I will not try to describe the plot. To begin with, I’m not even sure what it was, despite the translation sheet. Suffice it to say that it was very convoluted and involved a bunch of girls falling in love with the same guy. And why not? Who could resist a guy wearing a pink silk dress, white platform shoes, and way too much makeup? As the opera progressed, the audience got more and more into it. They laughed, gasped, murmured, and clapped. I could only guess why, since I speak not one word of Cantonese and my sole inclination throughout was to cringe. I tried to imagine to myself what the characters might be saying:

“Look! Look what I can do with my sleeves!”

“My beard feels soooooo good when I stroke it like this!”

“I can’t believe they made me wear this ridiculous hat. It does not match my eyeshadow!”

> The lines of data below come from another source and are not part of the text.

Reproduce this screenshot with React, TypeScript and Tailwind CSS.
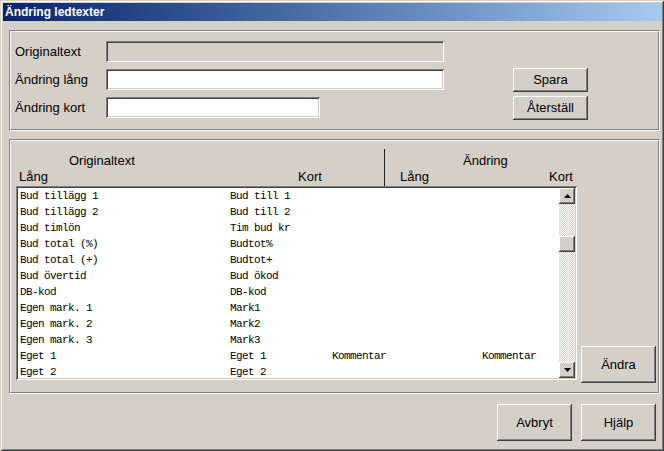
import React from "react";

const rows: [string, string, string, string][] = [
  ["Bud tillägg 1", "Bud till 1", "", ""],
  ["Bud tillägg 2", "Bud till 2", "", ""],
  ["Bud timlön", "Tim bud kr", "", ""],
  ["Bud total (%)", "Budtot%", "", ""],
  ["Bud total (+)", "Budtot+", "", ""],
  ["Bud övertid", "Bud ökod", "", ""],
  ["DB-kod", "DB-kod", "", ""],
  ["Egen mark. 1", "Mark1", "", ""],
  ["Egen mark. 2", "Mark2", "", ""],
  ["Egen mark. 3", "Mark3", "", ""],
  ["Eget 1", "Eget 1", "Kommentar", "Kommentar"],
  ["Eget 2", "Eget 2", "", ""],
];

function Btn({ label, className }: { label: string; className?: string }) {
  return (
    <div
      className={
        "w-[75px] flex items-center justify-center bg-[#d4d0c8] text-[13px] text-black shadow-[inset_-1px_-1px_#404040,inset_1px_1px_#ffffff,inset_-2px_-2px_#808080,inset_2px_2px_#d4d0c8] " +
        (className ?? "")
      }
    >
      {label}
    </div>
  );
}

function Field({ w, disabled }: { w: string; disabled?: boolean }) {
  return (
    <div
      className={
        "h-[21px] shadow-[inset_1px_1px_#808080,inset_-1px_-1px_#ffffff,inset_2px_2px_#404040,inset_-2px_-2px_#d4d0c8] " +
        w +
        (disabled ? " bg-[#d4d0c8]" : " bg-white")
      }
    />
  );
}

function Group({ h, children }: { h: string; children: React.ReactNode }) {
  return (
    <div className={"w-[651px] border border-t-[#808080] border-l-[#808080] border-b-white border-r-white " + h}>
      <div className="h-full border border-t-white border-l-white border-b-[#808080] border-r-[#808080]">
        {children}
      </div>
    </div>
  );
}

function ArrowBtn({ up }: { up?: boolean }) {
  return (
    <div className="h-[16px] w-[16px] flex items-center justify-center bg-[#d4d0c8] shadow-[inset_-1px_-1px_#404040,inset_1px_1px_#ffffff,inset_-2px_-2px_#808080,inset_2px_2px_#d4d0c8]">
      <svg width="7" height="4" viewBox="0 0 7 4">
        {up ? <polygon points="3.5,0 7,4 0,4" fill="#000" /> : <polygon points="0,0 7,0 3.5,4" fill="#000" />}
      </svg>
    </div>
  );
}

export default function App() {
  return (
    <div
      className="w-[664px] h-[451px] bg-[#d4d0c8] p-[3px] flex flex-col shadow-[inset_1px_1px_#d4d0c8,inset_-1px_-1px_#404040,inset_2px_2px_#ffffff,inset_-2px_-2px_#808080] text-black"
      style={{ fontFamily: '"Liberation Sans", Arial, sans-serif' }}
    >
      {/* Title bar */}
      <div className="h-[18px] bg-linear-to-r from-[#0a246a] to-[#a6caf0] flex items-center pl-[2px] mr-[-1px]">
        <span className="text-white font-bold text-[12px] leading-none">Ändring ledtexter</span>
      </div>

      <div className="pl-[6px] pt-[9px] flex flex-col">
        {/* Group 1 */}
        <Group h="h-[101px]">
          <div className="flex">
            <div className="pl-[4px] pt-[9px] flex flex-col gap-[7px]">
              <div className="flex items-center">
                <span className="w-[91px] text-[13px] leading-[15px]">Originaltext</span>
                <Field w="w-[338px]" disabled />
              </div>
              <div className="flex items-center">
                <span className="w-[91px] text-[13px] leading-[15px]">Ändring lång</span>
                <Field w="w-[338px]" />
              </div>
              <div className="flex items-center">
                <span className="w-[91px] text-[13px] leading-[15px]">Ändring kort</span>
                <Field w="w-[214px]" />
              </div>
            </div>
            <div className="ml-[69px] mt-[36px] flex flex-col gap-[4px]">
              <Btn label="Spara" className="h-[24px]" />
              <Btn label="Återställ" className="h-[24px]" />
            </div>
          </div>
        </Group>

        {/* Group 2 */}
        <div className="mt-[8px]">
          <Group h="h-[255px]">
            <div className="pl-[5px] flex flex-col">
              {/* headers */}
              <div className="flex h-[45px] text-[13px] leading-[15px]">
                <div className="w-[368px] pt-[12px] flex flex-col gap-[1px]">
                  <span className="pl-[53px]">Originaltext</span>
                  <div className="flex">
                    <span className="ml-[3px] w-[279px]">Lång</span>
                    <span>Kort</span>
                  </div>
                </div>
                <div className="w-[1px] h-[37px] mt-[8px] bg-[#202020]" />
                <div className="pt-[12px] flex flex-col gap-[1px]">
                  <span className="pl-[78px]">Ändring</span>
                  <div className="flex">
                    <span className="ml-[15px] w-[149px]">Lång</span>
                    <span>Kort</span>
                  </div>
                </div>
              </div>
              {/* list + Ändra */}
              <div className="flex">
                <div className="w-[561px] h-[194px] p-[2px] flex bg-white shadow-[inset_1px_1px_#808080,inset_-1px_-1px_#ffffff,inset_2px_2px_#404040,inset_-2px_-2px_#d4d0c8]">
                  <div
                    className="flex-1 overflow-hidden pl-[2px] text-[11px] tracking-[-0.6px] text-black"
                    style={{ fontFamily: '"Liberation Mono", "Courier New", monospace' }}
                  >
                    {rows.map((r, i) => (
                      <div key={i} className="h-[16px] flex items-center whitespace-pre leading-[16px]">
                        <span className="w-[210px]">{r[0]}</span>
                        <span className="w-[102px]">{r[1]}</span>
                        <span className="w-[150px]">{r[2]}</span>
                        <span>{r[3]}</span>
                      </div>
                    ))}
                  </div>
                  <div className="w-[16px] flex flex-col">
                    <ArrowBtn up />
                    <div className="flex-1 flex flex-col bg-[repeating-conic-gradient(#ffffff_0_25%,#d4d0c8_0_50%)] bg-[length:2px_2px]">
                      <div className="h-[32px]" />
                      <div className="h-[16px] bg-[#d4d0c8] shadow-[inset_-1px_-1px_#404040,inset_1px_1px_#ffffff,inset_-2px_-2px_#808080,inset_2px_2px_#d4d0c8]" />
                    </div>
                    <ArrowBtn />
                  </div>
                </div>
                <div className="ml-[4px] mt-[160px]">
                  <Btn label="Ändra" className="h-[37px]" />
                </div>
              </div>
            </div>
          </Group>
        </div>

        {/* Bottom buttons */}
        <div className="mt-[10px] flex gap-[9px] pl-[488px]">
          <Btn label="Avbryt" className="h-[37px]" />
          <Btn label="Hjälp" className="h-[37px]" />
        </div>
      </div>
    </div>
  );
}
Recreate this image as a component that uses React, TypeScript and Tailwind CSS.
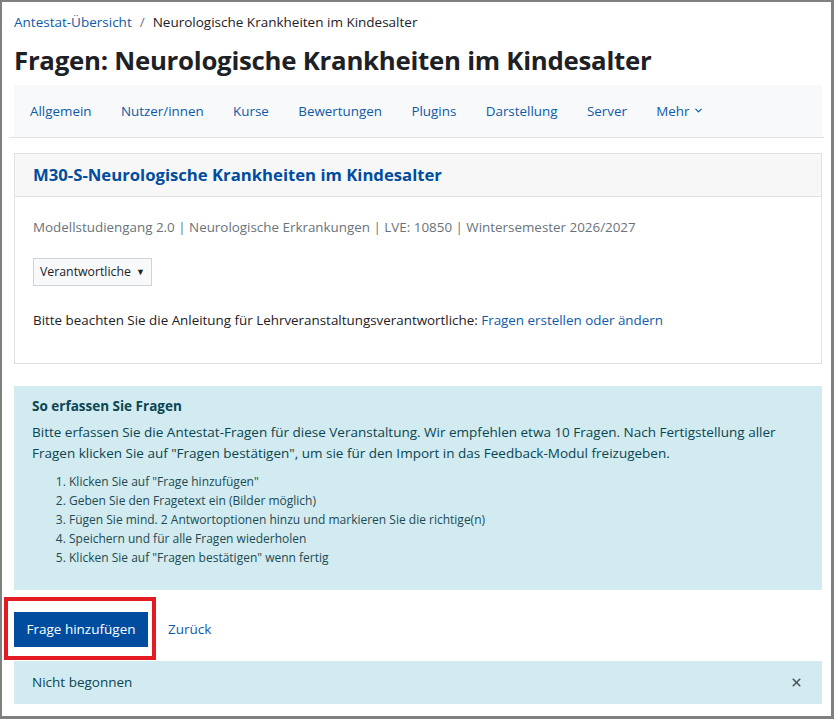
import React from "react";
import { ChevronDown, X } from "lucide-react";

const navItems = ["Allgemein", "Nutzer/innen", "Kurse", "Bewertungen", "Plugins", "Darstellung", "Server"];

const steps = [
  'Klicken Sie auf "Frage hinzufügen"',
  "Geben Sie den Fragetext ein (Bilder möglich)",
  "Fügen Sie mind. 2 Antwortoptionen hinzu und markieren Sie die richtige(n)",
  "Speichern und für alle Fragen wiederholen",
  'Klicken Sie auf "Fragen bestätigen" wenn fertig',
];

export default function App() {
  return (
    <div
      className="w-[834px] h-[719px] overflow-hidden bg-white border-[#808080] border-l-2 border-t-2 border-r-[3px] border-b-[3px] text-[#1d2125]"
      style={{ fontFamily: '"Open Sans", "Noto Sans", sans-serif' }}
    >
      <div className="pl-3 pr-[9px]">
        {/* breadcrumb */}
        <div className="pt-[9px] h-[30px] flex items-center gap-2 text-[13.5px] leading-5">
          <a className="text-[#0f5aa8]">Antestat-Übersicht</a>
          <span className="text-[#6a737b]">/</span>
          <span>Neurologische Krankheiten im Kindesalter</span>
        </div>

        <h1 className="mt-[10px] h-[38px] flex items-center text-[25.8px] font-bold tracking-[-0.01em] leading-none">
          Fragen: Neurologische Krankheiten im Kindesalter
        </h1>

        {/* secondary navigation */}
        <div className="mt-[5px] -ml-[5px] -mr-[2px] pl-[5px] pr-[2px] border-b border-[#dee2e6]">
          <nav className="h-[52px] bg-[#f8f9fa] flex items-center pl-[16px] gap-[29.4px] text-[13.4px]">
            {navItems.map((item) => (
              <a key={item} className="text-[#0f5aa8]">
                {item}
              </a>
            ))}
            <a className="text-[#0f5aa8] flex items-center gap-[3px]">
              Mehr
              <ChevronDown className="w-[11px] h-[11px]" strokeWidth={2.5} />
            </a>
          </nav>
        </div>

        {/* course card */}
        <div className="mt-[15px] border border-[#dee2e6]">
          <div className="h-[43px] bg-[#f7f7f7] border-b border-[#dee2e6] flex items-center px-[18px]">
            <h2 className="text-[16.7px] font-bold text-[#004d9f] leading-none">
              M30-S-Neurologische Krankheiten im Kindesalter
            </h2>
          </div>
          <div className="px-[18px] pt-[20px] pb-[33px] text-[13.4px]">
            <p className="h-[20px] leading-5 text-[#6a737b]">
              Modellstudiengang 2.0 | Neurologische Erkrankungen | LVE: 10850 | Wintersemester 2026/2027
            </p>
            <button className="mt-[21px] h-[28px] px-[6px] border border-[#ced4da] bg-[#f8f9fa] text-[12.3px] flex items-center gap-[5px]">
              Verantwortliche
              <span className="text-[9px]">▼</span>
            </button>
            <p className="mt-[24px] h-[20px] leading-5">
              Bitte beachten Sie die Anleitung für Lehrveranstaltungsverantwortliche:{" "}
              <a className="text-[#0f5aa8]">Fragen erstellen oder ändern</a>
            </p>
          </div>
        </div>

        {/* instructions */}
        <div className="mt-[22px] h-[204px] bg-[#d1ebf0] px-[18px] pt-[10px] text-[#0b4551]">
          <h3 className="h-[20px] leading-5 font-bold text-[13.5px]">So erfassen Sie Fragen</h3>
          <p className="mt-[6px] leading-[21px] text-[13.5px]">
            Bitte erfassen Sie die Antestat-Fragen für diese Veranstaltung. Wir empfehlen etwa 10 Fragen. Nach
            Fertigstellung aller Fragen klicken Sie auf "Fragen bestätigen", um sie für den Import in das
            Feedback-Modul freizugeben.
          </p>
          <ol className="mt-[8px] list-decimal pl-[37px] text-[12px] leading-[19px] text-[#1d4a52]">
            {steps.map((s) => (
              <li key={s}>{s}</li>
            ))}
          </ol>
        </div>

        {/* actions */}
        <div className="mt-[22px] h-[35px] flex items-center gap-5">
          <div className="relative">
            <button className="h-[35px] w-[134px] bg-[#004d9f] text-white text-[13.5px]">Frage hinzufügen</button>
            <div className="absolute -left-[10px] -top-[15px] w-[152px] h-[63px] border-4 border-[#e31c23] pointer-events-none" />
          </div>
          <a className="text-[#0f5aa8] text-[13.5px]">Zurück</a>
        </div>

        {/* status alert */}
        <div className="mt-[14px] h-[43px] bg-[#d1ebf0] flex items-center justify-between pl-[18px] pr-[19px] text-[13.5px] text-[#0b4551]">
          <span>Nicht begonnen</span>
          <X className="w-[13px] h-[13px] text-[#4b5459]" strokeWidth={3} />
        </div>
      </div>
    </div>
  );
}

“Can I just please wear my sneakers next time?”

I wanted to enjoy it. I really did. I had every intention of appreciating this performance as the cultural highlight of my Asian trip.  Instead I sat crammed into my too-small seat wondering why on earth the guidebook would recommend this form of torment for the uninitiated. Did the author really enjoy the music, and if so, what was wrong with me? If not, then surely the author had a particularly sadistic sense of humor.

When the end of the second act arrived and we were only about one third of the way through the plot material, I realized I was not going to make it. That’s when I began my embarrassing scrabble to escape. I had thought I was the only non-Chinese person at the theater, but as I was walking across the plaza in front of the theater, I saw another blond Caucasian woman fleeing the opera house, her face a mirror of the guilt and relief that I felt.

We exchanged a sympathetic smile, then got out of there as quickly as our feet could take us.